@Devil No tak …
miales blisko do morza?
Prawie wagonu, prawie można było, prawie ryby, czy prawie łowić???
Takich potrzeb nigdy nie miałem. Podobnie jak palnika acetylenowego czy semtexu.
W końcu, co by nie myśleć, jakby mnie nie postrzegać, jestem naprawdę praworządnym obywatelem.
Do Elblagu nie dotaram drogi wodnej nie bylo z Ilawy
Jak to!? A Kanał Elbląski i pochylnie?
Zaloga mi sie zmeczyla machaniem pagajami
Pociąg sobie jechał na niektórych odcinkach w tak bliskiej odległości od Zalewu Wiślanego, że gdyby się zamachnąć wędką, to może i by się udało jakąś rybkę złowić. Ciekaw jestem, czy ktokolwiek tak próbował
Raczej to był Zalew Wiślany …
Co do palnika? Na poziomie spawania w amosferze obojetnej TIG bylam
Dzis musialabym sprawdzic czy dam rade
Jest czas na spawanie, jest też czas na spanie.
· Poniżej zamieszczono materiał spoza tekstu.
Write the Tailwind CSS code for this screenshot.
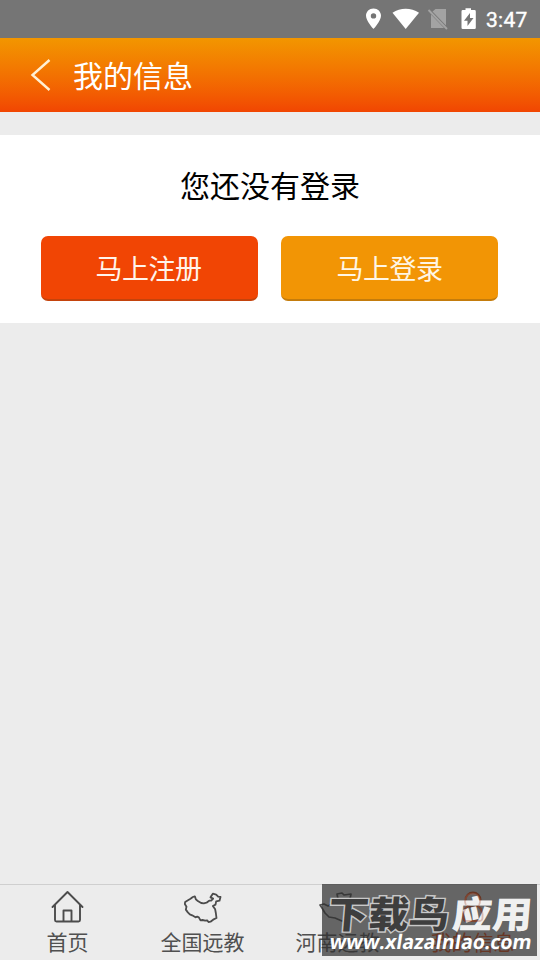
<!DOCTYPE html>
<html lang="zh-CN">
<head>
<meta charset="utf-8">
<title>我的信息</title>
<script src="https://cdn.jsdelivr.net/npm/@tailwindcss/browser@4"></script>
</head>
<body class="relative flex h-[960px] w-[540px] flex-col overflow-hidden bg-[#ececec] font-['Noto_Sans_CJK_SC',sans-serif]">
<div class="flex h-[37.500px] shrink-0 items-center justify-end bg-[#757575] pr-[12px] text-white">
  <svg class="h-[37px] w-[118px]" viewBox="0 0 118 37" fill="#fff">
    <g transform="translate(-5 0)">
    <path fill-rule="evenodd" d="M13.500 8.500c-4.300 0-7.500 3.200-7.500 7.300 0 5.300 7.500 13.200 7.500 13.200s7.500-7.900 7.500-13.200c0-4.100-3.200-7.300-7.500-7.300zm0 4.700a2.700 2.700 0 1 1 0 5.400 2.700 2.700 0 0 1 0-5.400z"/>
    <path d="M32.500 12.700C40.300 7.300 51 7.300 59 12.700L45.700 29z"/>
    <path fill="#a3a3a3" d="M75.500 9H86v16.500L72.500 11.500zM71 14.500 84 28H71z"/>
    <path stroke="#a3a3a3" stroke-width="1.800" d="M68.500 10l18.500 19"/>
    </g>
    <path fill-rule="evenodd" d="M100.500 8.300h5.500v1.800h3.500q1.300 0 1.300 1.300v16.300q0 1.300-1.300 1.300H97.800q-1.300 0-1.300-1.300V11.400q0-1.300 1.300-1.300h2.700zM105 13l-6 7.700h3.500v5.300l6-8H105z"/>
  </svg>
  <span class="ml-[3px] w-[42px] pt-[3px] font-[Roboto,sans-serif] text-[21px] font-normal leading-none tracking-[0.300px] whitespace-nowrap [-webkit-text-stroke:0.400px_white]">3:47</span>
</div>
<header class="flex h-[74.500px] shrink-0 items-center bg-linear-to-b from-[#f29600] to-[#f14502] pl-[30px] text-white">
  <svg class="h-[34px] w-[22px]" viewBox="0 0 22 34" fill="none" stroke="#fff0d4" stroke-width="2.400"><path d="M19.500 2 2.500 17l17 15"/></svg>
  <h1 class="ml-[21px] pb-[1px] text-[30px] leading-[44px]">我的信息</h1>
</header>
<main class="mt-[23px] h-[188px] shrink-0 bg-white px-[41px] pt-[27px] text-center">
  <p class="text-[30px] leading-[44px] text-black">您还没有登录</p>
  <div class="mt-[29.500px] flex gap-[23px]">
    <button class="h-[65px] w-[217px] rounded-[7px] border-b-2 border-[#c4430c] bg-[#f14504] pr-[2px] text-[27px] leading-[63px] tracking-[-0.500px] text-[#fff4ec]">马上注册</button>
    <button class="h-[65px] w-[217px] rounded-[7px] border-b-2 border-[#c47c0c] bg-[#f29505] text-[27px] leading-[63px] tracking-[-0.500px] text-[#fff6e5]">马上登录</button>
  </div>
</main>
<nav class="mt-auto grid h-[76px] shrink-0 grid-cols-4 border-t border-[#cfcfcf] text-[#505050]">
  <div class="flex flex-col items-center pt-[4px]">
    <svg class="h-[36px] w-[40px]" viewBox="0.500 -0.500 40 36" fill="none" stroke="#4c4c4c" stroke-width="1.900" stroke-linejoin="round" stroke-linecap="round"><path d="M5 17.500 20 2.500 35 17.500M7.500 15.500v15q0 1.500 1.500 1.500h22q1.500 0 1.500-1.500v-15M16 31.500V21h8v10.500"/></svg>
    <span class="text-[21px] leading-[32px]">首页</span>
  </div>
  <div class="flex flex-col items-center pt-[4px]">
    <svg class="h-[36px] w-[40px]" viewBox="7.500 3 120 108" fill="none" stroke="#4c4c4c" stroke-width="5.500" stroke-linejoin="round"><path d="M14 42 20 38 30 32 37 27 43 25 46 34 52 39 62 45 70 46 78 44 86 38 92 38 98 32 90 28 97 17 107 20 113 26 120 27 117 38 107 40 105 50 97 54 104 64 106 75 108 90 98 95 90 101 84 102 80 97 74 98 66 96 60 97 55 88 50 86 45 88 35 82 28 79 22 73 16 65 18 56 13 48z"/></svg>
    <span class="text-[21px] leading-[32px]">全国远教</span>
  </div>
  <div class="flex flex-col items-center pt-[4px]">
    <svg class="h-[36px] w-[40px]" viewBox="0 0 40 36" fill="none" stroke="#4c4c4c" stroke-width="1.700" stroke-linejoin="round"><path d="M19 5l5-1 2 2 7-1-1 5-4 4 2 5 5 3-3 5-3 4-5 1-7-3-6-1-4-4-3-5-2-3 4-1 4 2 6-3 4-4z"/></svg>
    <span class="text-[21px] leading-[32px]">河南远教</span>
  </div>
  <div class="flex flex-col items-center pt-[4px] text-[#f14504]">
    <svg class="h-[36px] w-[40px]" viewBox="0 0 40 36" fill="none" stroke="#f14504" stroke-width="2"><circle cx="20" cy="11" r="7.500"/><path d="M15 17c-4 3-5 8-4.500 12q.3 3 3 3h13q2.700 0 3-3c.5-4-.5-9-4.500-12"/></svg>
    <span class="text-[21px] leading-[32px]">我的信息</span>
  </div>
</nav>
<div class="absolute left-[322px] top-[884px] h-[72px] w-[215px] bg-[#303030]/72">
  <svg class="h-[72px] w-[215px]" viewBox="0 0 215 72">
    <g font-family="'Noto Sans CJK SC', sans-serif" font-weight="900" font-size="37" transform="skewX(-5)">
      <text x="9" y="44" textLength="121" lengthAdjust="spacingAndGlyphs" fill="#3e3e3e" stroke="#c8c8c8" stroke-width="2.800" paint-order="stroke">下载鸟</text>
      <text x="133" y="44" textLength="80" lengthAdjust="spacingAndGlyphs" fill="#fff" fill-opacity="0.930">应用</text>
    </g>
    <path d="M144 21a7.500 7.500 0 1 1 13 0M146 22c-4 3-5 8-4.500 12q.3 3 3 3h13q2.700 0 3-3c.5-4-.5-9-4.500-12" fill="none" stroke="#b0604a" stroke-width="1.800" stroke-opacity="0.350"/>
    <text transform="skewX(-9)" x="17" y="65" textLength="202" lengthAdjust="spacingAndGlyphs" font-family="'Open Sans', sans-serif" font-weight="700" font-size="20" fill="#fff">www.xlazaInIao.com</text>
  </svg>
</div>
</body>
</html>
Byłem. Miasto dość… słabe. mieszkańcy szczerzy i mili.
Ale jak przekopią mierzeję to Elbląg stanie się silny, o jaki silny.
A ruskie już łapki zacierają z radości - dla nich to kolejny biznes na polakach. Zamiast wagonu bursztynu który miał spłacić 1/2 inwestycji, to wydobyli marne 750 kg
On był z Olsztyna, a w Elblągu pracował, potem przeniósł sie , pożal sie Boże, do Warszawy.
o tak
i chyba robi w jakimś magazynie gdzie nie ma internetu.